Foundation Trust Network director Sue Slipman said: “Now they have made that decision [to recruit], the sooner the better for the chair to be in there. In the absence of a strong chair the new organisations will end up being shaped by bureaucrats who don’t have regulatory experience.”

Meanwhile, senior Department of Health sources have told HSJ the recruitment of a chair and chief executive to the commissioning board will not happen until “the spring”, with the hope of having both in post “by October”. Unconventionally, recruitment of both is expected to be concurrent.

The board is due to be established in shadow form next April and take full control a year later. The current recruitment timetable would mean that it would be without substantive leadership for the first six months of its shadow existence.

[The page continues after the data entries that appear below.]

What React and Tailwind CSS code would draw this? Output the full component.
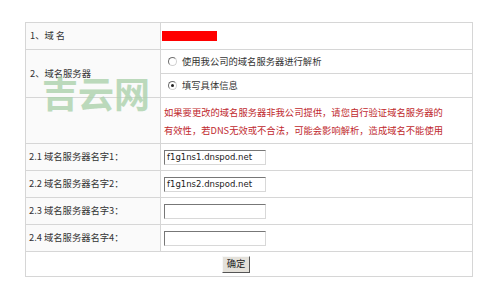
import React from "react";

const font = { fontFamily: '"Noto Sans CJK SC", "Noto Sans", sans-serif' };

function Radio({ checked }) {
  return (
    <span className="relative inline-block w-[9px] h-[9px] rounded-full border border-t-[#6f6f6f] border-l-[#6f6f6f] border-b-[#d0d0d0] border-r-[#d0d0d0] bg-white shrink-0">
      {checked && (
        <span className="absolute left-[2px] top-[2px] w-[3px] h-[3px] rounded-full bg-[#222]" />
      )}
    </span>
  );
}

function Input({ value }) {
  return (
    <div className="w-[102px] h-[15px] border border-t-[#777] border-l-[#777] border-b-[#d8d8d8] border-r-[#d8d8d8] bg-white flex items-center pl-[2px] text-[8.5px] text-[#222] leading-none" style={{ fontFamily: '"DejaVu Sans", sans-serif' }}>
      {value}
    </div>
  );
}

function NameRow({ label, value }) {
  return (
    <div className="flex h-[27px] border-b border-[#d6d6d6]">
      <div className="w-[135px] shrink-0 border-r border-[#d6d6d6] bg-[#fafafa] flex items-center pl-[3px] text-[#333]">
        {label}
      </div>
      <div className="flex-1 flex items-center pl-[3px]">
        <Input value={value} />
      </div>
    </div>
  );
}

export default function App() {
  return (
    <div className="relative w-[500px] h-[291px] bg-white overflow-hidden text-[9.3px] leading-none" style={font}>
      <div className="ml-[25px] mt-[22px] w-[448px] border border-[#d6d6d6]">
        <div className="flex h-[27px] border-b border-[#d6d6d6]">
          <div className="w-[135px] shrink-0 border-r border-[#d6d6d6] bg-[#fafafa] flex items-center pl-[4px] text-[#333]">
            1、域&nbsp;名
          </div>
          <div className="flex-1 flex items-center pl-[1px]">
            <div className="w-[55px] h-[10px] bg-[#ff0000]" />
          </div>
        </div>
        <div className="flex h-[48px] border-b border-[#d6d6d6]">
          <div className="w-[135px] shrink-0 border-r border-[#d6d6d6] bg-[#fafafa] flex items-center pl-[4px] text-[#333]">
            2、域名服务器
          </div>
          <div className="flex-1 flex flex-col">
            <div className="h-[24px] border-b border-[#d6d6d6] flex items-center pl-[7px] gap-[5px] text-[#333]">
              <Radio />
              <span>使用我公司的域名服务器进行解析</span>
            </div>
            <div className="flex-1 flex items-center pl-[7px] gap-[5px] text-[#333]">
              <Radio checked />
              <span>填写具体信息</span>
            </div>
          </div>
        </div>
        <div className="flex h-[46px] border-b border-[#d6d6d6]">
          <div className="w-[135px] shrink-0 border-r border-[#d6d6d6] bg-[#fafafa]" />
          <div className="flex-1 flex flex-col justify-center pl-[3px] text-[#c0282d] leading-[18px]">
            <div>如果要更改的域名服务器非我公司提供，请您自行验证域名服务器的</div>
            <div>有效性，若DNS无效或不合法，可能会影响解析，造成域名不能使用</div>
          </div>
        </div>
        <NameRow label="2.1 域名服务器名字1：" value="f1g1ns1.dnspod.net" />
        <NameRow label="2.2 域名服务器名字2：" value="f1g1ns2.dnspod.net" />
        <NameRow label="2.3 域名服务器名字3：" value="" />
        <NameRow label="2.4 域名服务器名字4：" value="" />
        <div className="h-[24px] flex items-center pl-[196px]">
          <button className="w-[28px] h-[17px] bg-[#e4e1da] border border-t-[#f8f8f8] border-l-[#f8f8f8] border-b-[#555] border-r-[#555] text-[9.3px] text-[#222] leading-none flex items-center justify-center" style={font}>
            确定
          </button>
        </div>
      </div>
      <div className="absolute left-[42px] top-[74px] text-[36px] font-bold leading-none text-[#acd2ac] opacity-80 tracking-[0px] pointer-events-none" style={font}>
        吉云网
      </div>
    </div>
  );
}
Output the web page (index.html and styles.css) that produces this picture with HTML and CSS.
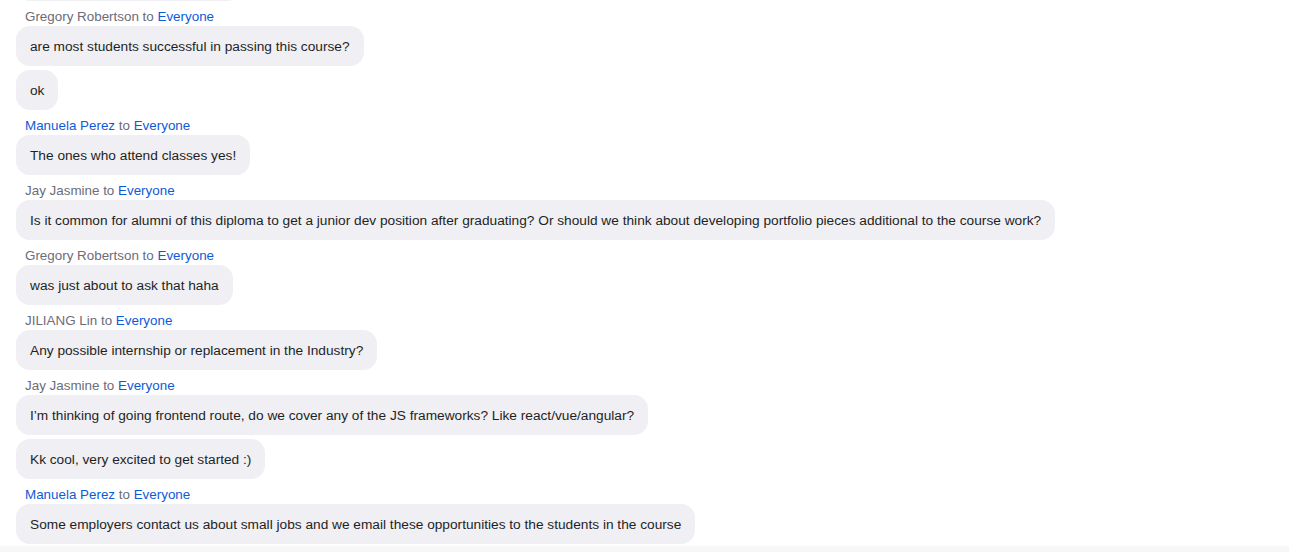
FILE: index.html
```html
<!DOCTYPE html>
<html lang="en">
<head>
<meta charset="utf-8">
<title>Chat</title>
<link rel="stylesheet" href="styles.css">
</head>
<body>
<div class="chat">
  <div class="messages">
    <div class="bubble bubble-prev">&nbsp;</div>

    <div class="sender"><span class="name">Gregory Robertson</span> to <span class="to">Everyone</span></div>
    <div class="bubble">are most students successful in passing this course?</div>
    <div class="bubble">ok</div>

    <div class="sender"><span class="name me">Manuela Perez</span> to <span class="to">Everyone</span></div>
    <div class="bubble">The ones who attend classes yes!</div>

    <div class="sender"><span class="name">Jay Jasmine</span> to <span class="to">Everyone</span></div>
    <div class="bubble">Is it common for alumni of this diploma to get a junior dev position after graduating? Or should we think about developing portfolio pieces additional to the course work?</div>

    <div class="sender"><span class="name">Gregory Robertson</span> to <span class="to">Everyone</span></div>
    <div class="bubble">was just about to ask that haha</div>

    <div class="sender"><span class="name">JILIANG Lin</span> to <span class="to">Everyone</span></div>
    <div class="bubble">Any possible internship or replacement in the Industry?</div>

    <div class="sender"><span class="name">Jay Jasmine</span> to <span class="to">Everyone</span></div>
    <div class="bubble">I’m thinking of going frontend route, do we cover any of the JS frameworks? Like react/vue/angular?</div>
    <div class="bubble">Kk cool, very excited to get started :)</div>

    <div class="sender"><span class="name me">Manuela Perez</span> to <span class="to">Everyone</span></div>
    <div class="bubble">Some employers contact us about small jobs and we email these opportunities to the students in the course</div>
  </div>
</div>
<div class="composer-edge"></div>
</body>
</html>
```

FILE: styles.css
```css
html, body {
  margin: 0;
  padding: 0;
  background: #ffffff;
}

body {
  font-family: "Liberation Sans", Arial, sans-serif;
  color: #1f1f24;
  width: 1289px;
  height: 552px;
  overflow: hidden;
}

.chat {
  height: 546px;
  overflow: hidden;
}

.messages {
  display: flex;
  flex-direction: column;
  align-items: flex-start;
  padding-left: 16px;
  margin-top: -39px;
}

.bubble {
  background: #efeff4;
  border-radius: 14px;
  padding: 13px 14px 11px;
  font-size: 13.7px;
  line-height: 16px;
  white-space: nowrap;
}

.bubble + .bubble {
  margin-top: 4px;
}

.bubble-prev {
  width: 197px;
}

.sender {
  padding: 8px 0 1px 9px;
  line-height: 16px;
  color: #6c6c7a;
  font-size: 13.4px;
}

.sender .to,
.sender .me {
  color: #0e5bd6;
}

.composer-edge {
  height: 6px;
  background: #f7f7fa;
}
```
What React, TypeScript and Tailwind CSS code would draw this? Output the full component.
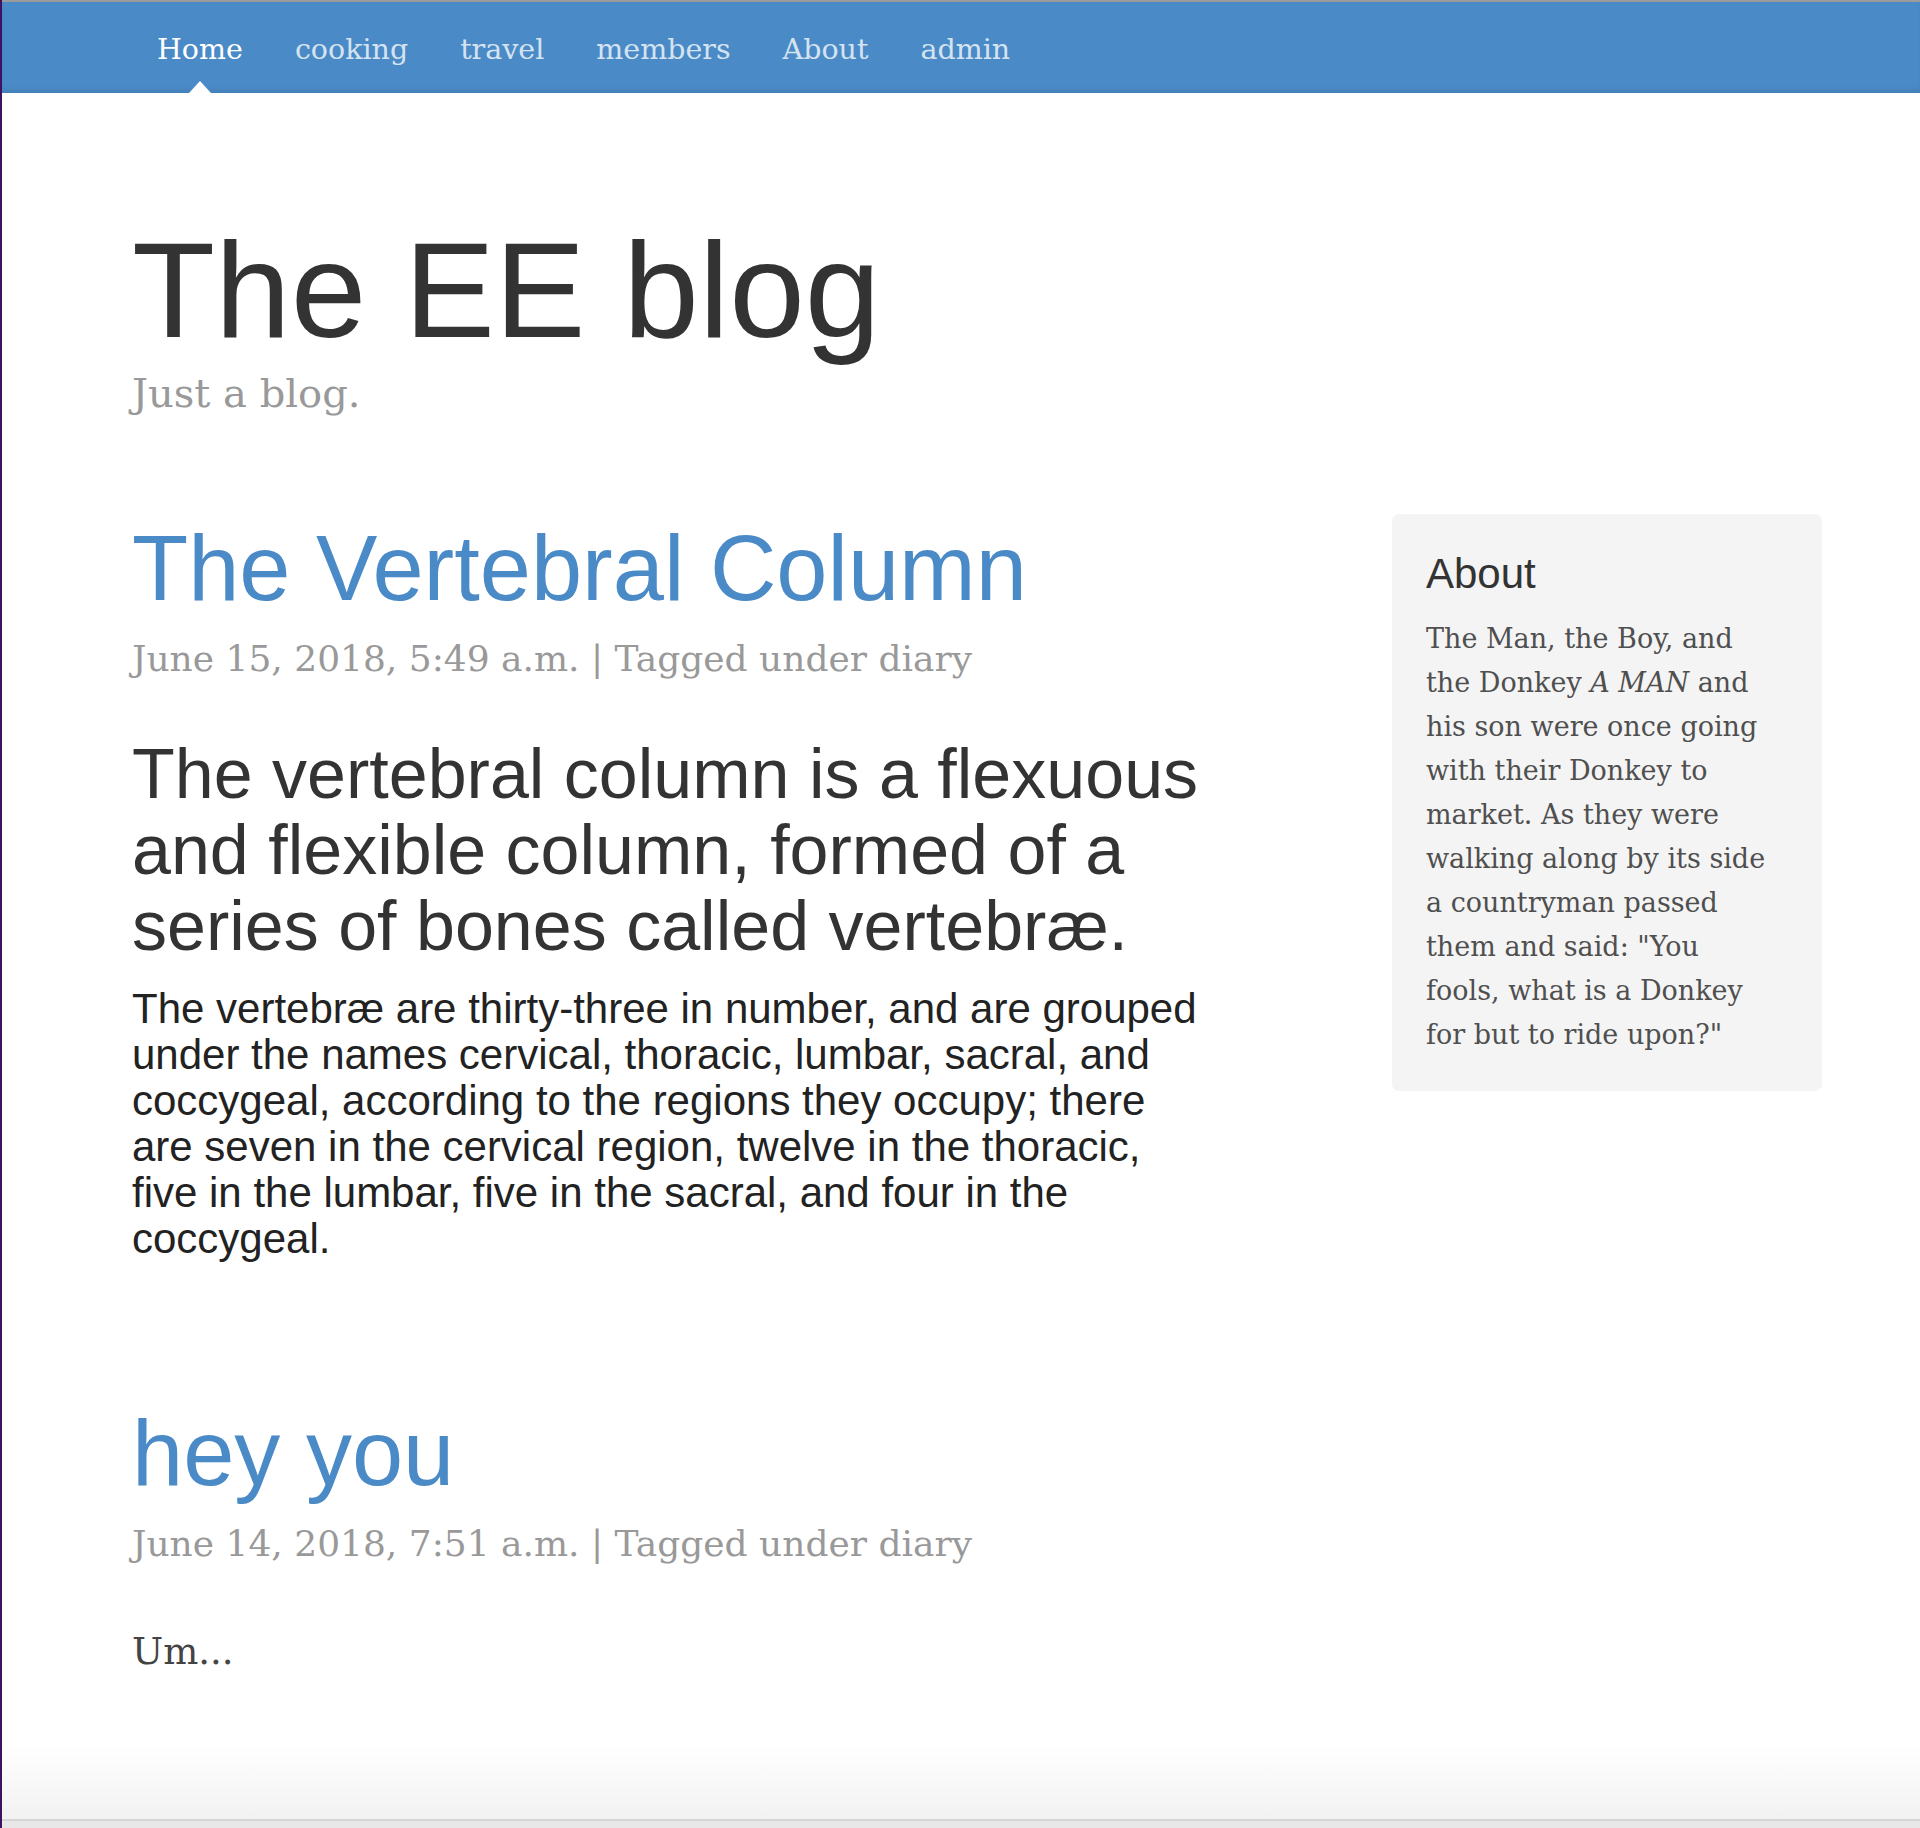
import React from "react";

const navItems = ["Home", "cooking", "travel", "members", "About", "admin"];

const serif = "font-['DejaVu_Serif',Georgia,serif]";
const sans = "font-['Liberation_Sans',Helvetica,Arial,sans-serif]";

const Nav = () => (
  <nav className="h-[93px] flex flex-col">
    <div className="h-[2px] bg-[#9b9b9b]" />
    <div className="flex-1 bg-[#4a8ac6] shadow-[inset_0_-5px_5px_-2px_rgba(0,0,0,0.08)] flex items-center pl-[155px] gap-[52px]">
      {navItems.map((item, i) => (
        <a
          key={item}
          href="#"
          className={`relative h-full flex items-center pt-[5px] text-[28.5px] leading-[1.2] ${serif} ${
            i === 0 ? "text-white" : "text-[#d5e3f1]"
          }`}
        >
          {item}
          {i === 0 && (
            <span className="absolute bottom-0 left-1/2 -translate-x-1/2 w-0 h-0 border-l-[11px] border-r-[11px] border-b-[12px] border-l-transparent border-r-transparent border-b-white" />
          )}
        </a>
      ))}
    </div>
  </nav>
);

const Meta = ({ date }: { date: string }) => (
  <p className={`mt-[24px] text-[36px] leading-[42px] text-[#999] ${serif}`}>
    {date} | Tagged under diary
  </p>
);

const Sidebar = () => (
  <aside className="w-[430px] shrink-0 bg-[#f4f4f4] rounded-[7px] pt-[35px] pb-[34px] pl-[34px] pr-[44px]">
    <h3 className={`text-[42px] leading-[50px] text-[#333] ${sans}`}>About</h3>
    <p className={`mt-[18px] w-[350px] text-[27px] leading-[44px] text-[#4f4f4f] ${serif}`}>
      The Man, the Boy, and the Donkey <em>A MAN</em> and his son were once going
      with their Donkey to market. As they were walking along by its side a
      countryman passed them and said: "You fools, what is a Donkey for but to
      ride upon?"
    </p>
  </aside>
);

export default function App() {
  return (
    <div className="h-[1828px] overflow-hidden bg-white border-l-2 border-[#3c1361] flex flex-col">
      <Nav />

      <header className="pl-[130px]">
        <h1 className={`mt-[129px] text-[136px] leading-none text-[#333] ${sans}`}>
          The EE blog
        </h1>
        <p className={`mt-[11px] text-[40px] leading-[48px] text-[#999] ${serif}`}>
          Just a blog.
        </p>
      </header>

      <main className="mt-[97px] pl-[130px] pr-[98px] flex justify-between items-start">
        <div className="w-[1080px]">
          <article>
            <h2 className={`mt-[8px] text-[92px] leading-none text-[#4a8ac6] ${sans}`}>
              The Vertebral Column
            </h2>
            <Meta date="June 15, 2018, 5:49 a.m." />
            <div className={`${sans}`}>
              <h2 className="mt-[56px] text-[70px] leading-[76px] text-[#333]">
                The vertebral column is a flexuous and flexible column, formed of a
                series of bones called vertebræ.
              </h2>
              <p className="mt-[22px] text-[42px] leading-[46px] text-[#222]">
                The vertebræ are thirty-three in number, and are grouped under the
                names cervical, thoracic, lumbar, sacral, and coccygeal, according to
                the regions they occupy; there are seven in the cervical region,
                twelve in the thoracic, five in the lumbar, five in the sacral, and
                four in the coccygeal.
              </p>
            </div>
          </article>

          <article className="mt-[145px]">
            <h2 className={`text-[92px] leading-none text-[#4a8ac6] ${sans}`}>hey you</h2>
            <Meta date="June 14, 2018, 7:51 a.m." />
            <p className={`mt-[65px] text-[37px] leading-[43px] text-[#444] ${serif}`}>
              Um...
            </p>
          </article>
        </div>

        <Sidebar />
      </main>

      <div className="mt-auto">
        <div className="h-[74px] bg-gradient-to-b from-white to-[#f2f2f2]" />
        <div className="h-[2px] bg-[#d6d6d6]" />
        <div className="h-[7px] bg-[#e8e8e8]" />
      </div>
    </div>
  );
}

The timing places Dame Barbara Hakin, who is developing the framework for GP commissioners as DH managing director of commissioning development, in a strong position to vie for the chief executive’s post.

It also sits well with the end of NHS chief executive Sir David Nicholson’s contract next September.

NHS Confederation acting chief executive Nigel Edwards said: “This reorganisation desperately needs strong leadership. David Nicholson and his team are performing their difficult role very well but failure to have a new board in place until relatively close to its start date will be a concern.”

A DH spokeswoman said: “The timetable for recruitment and appointments has yet to be decided.”

Separately, HSJ has learned the passage of the Health Bill, which was expected to be published next month, has been delayed. The second reading of the bill will not be until January, and it may not be passed until after the summer parliamentary recess. It means a longer wait before plans for the new system become clearer.